Look into bounding volume hierarchies (BVH). They're most commonly used in collision detection to reduce the number of checks needed when calculating collisions or in rendering to perform frustum culling on objects. Since you're already using spheres, I'd suggest a sphere-tree though other volumes such as AABBs may be more efficient. I'm not sure what sort of support Unity has for such things as I've never used it, but there is probably something for this already within the collision detection or rendering parts of the engine.
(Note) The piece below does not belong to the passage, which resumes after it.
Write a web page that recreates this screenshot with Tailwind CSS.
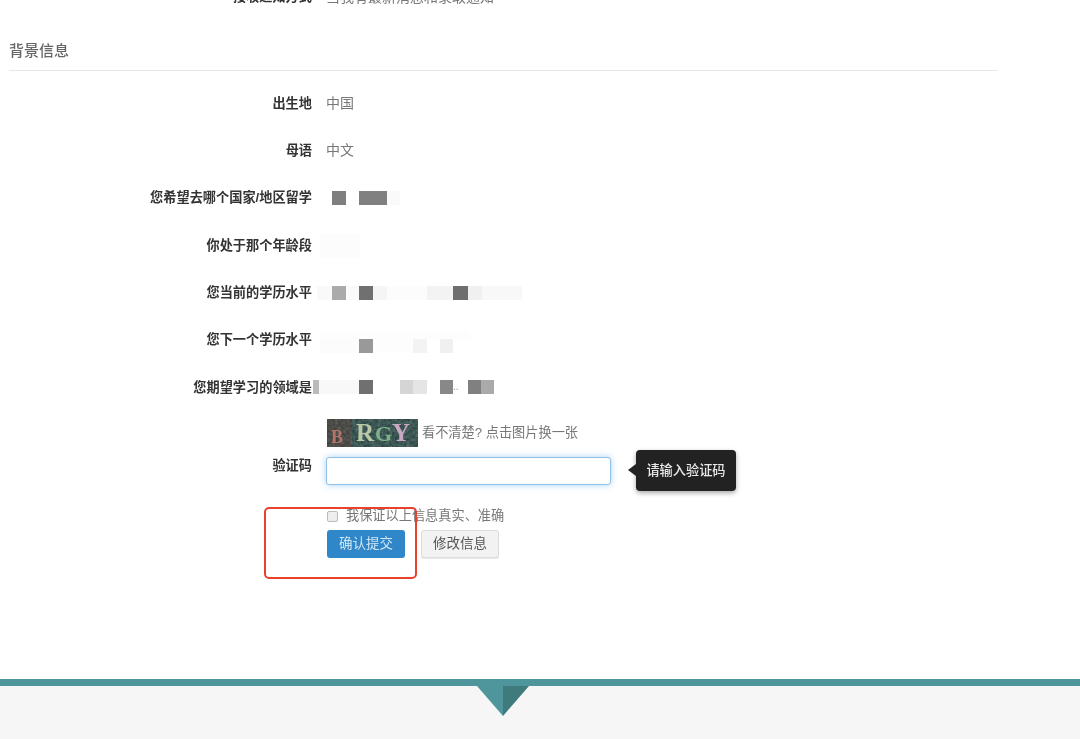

Basically, you would want to group enemies that are near each other together into multiple parent spheres. When a unit is moved, you would check it's trigger sphere against the parent sphere instead of checking each enemy. If the trigger sphere intersects with the parent sphere, you would check each enemy within. If it doesn't, you can discard all of the enemies that are within it. You would want to set up multiple levels of spheres based on a maximum sphere size or enemy count for each sphere and perform the check based off of a top-level sphere. Then it's just a matter of walking down the tree in order to check each enemy without needing to perform the distance check for each one.
Steps required each frame:
- Move enemies
- Rebuild/update the BVH for new enemy positions
- Move units and check against sphere-tree.
This can reduce the checks needed when there are lots of enemies but the overhead of updating and storing the tree may not be worth it when there aren't that many. I'm not familiar with Supreme Commander to know what you're after, so I'm just assuming 'hundreds'. You'll need to profile in different situations to find out whether the overhead will be worth it to you.